On "Fever", "All Around the World" and "Sleep" is it overcome almost entirely, and these are the best sounding versions you will find of these. However, "Spasms" and "Talk to Me" are not as wonderous in the audio category.

If you have to purchase ONE disc of this legendary writer/singer......grab this one. However you will also need "Little Mister Willie John", "Sure Things" and "Home at Last" to get all of his great songs!! The CD "28 Big Ones" is a great buy considering all the music, but has the worst sound quality of any. It's rather strange how a singer who influenced every R&B singer of his day, and well beyond, not to mention Peggy Lee and Sinatra, does not have a boxed set of all his recordings...............together, and possibly with a few radio appearances and live tracks. At LEAST his CDs are still in print, and I'd grab them ALL while they are. King records is still handling the releases, which might be why it would be wiser to turn the master session tapes over to, say, Bear Family, to make a thorough, complete release of this immortal artist, lost too soon.

Collects his two essential singles, and some great extras5
Little Willie John had, for all intents and purposes, only two truly great songs, but the qualifier on that is that they really were really, truly great. Those two songs are "Fever" and "I Need Your Love So Bad." This isn't to say that none of his other recordings aren't worth listening do. They most certainly are, such as his excellent version of "All Around the World" and the superb "Sufferin' the Blues." Several other cuts are excellent also. But both "Fever" and "I Need Your Love So Bad" are absolutely essential soul classics, and will be remembered and performed as long as anyone sings great songs.
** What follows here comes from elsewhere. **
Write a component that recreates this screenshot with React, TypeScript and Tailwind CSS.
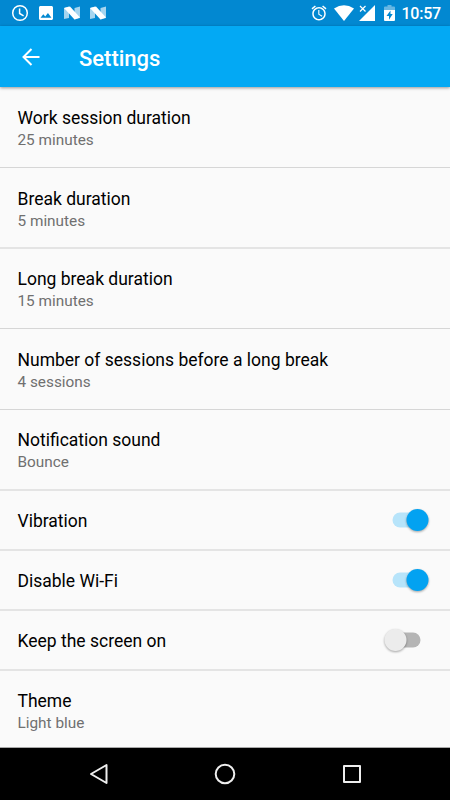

Most are familiar with the fact that Little Willie John was the first to record "Fever," but Peggy Lee the first to make it a hit. But it is almost impossible to imagine a more definitive version of the song than John's. The same holds true with "Need Your Love So Bad." If anything, his vocal on this is even stronger than on "Fever."

Unfortunately, Little Willie John's story is all too familiar. A short recording career from which he reaped virtually no economic benefit, and an early death, in his case from pneumonia contracted while serving a prison term in Washington state for having stabbed a man. It must have been galling for him to see others like Peggy Lee and Elvis and the Beatles recording songs he had recorded earlier, with not nearly as much to show for his efforts. But it must be stressed that while John did not record a great deal in his short career, he was by no means a one or two hit wonder. He possessed and emotional range in his singing matched by very few of the great singers from the 1950s, and successors like Sam Cooke, Jackie Wilson, and Al Green all acknowledged his greatness as a vocalist.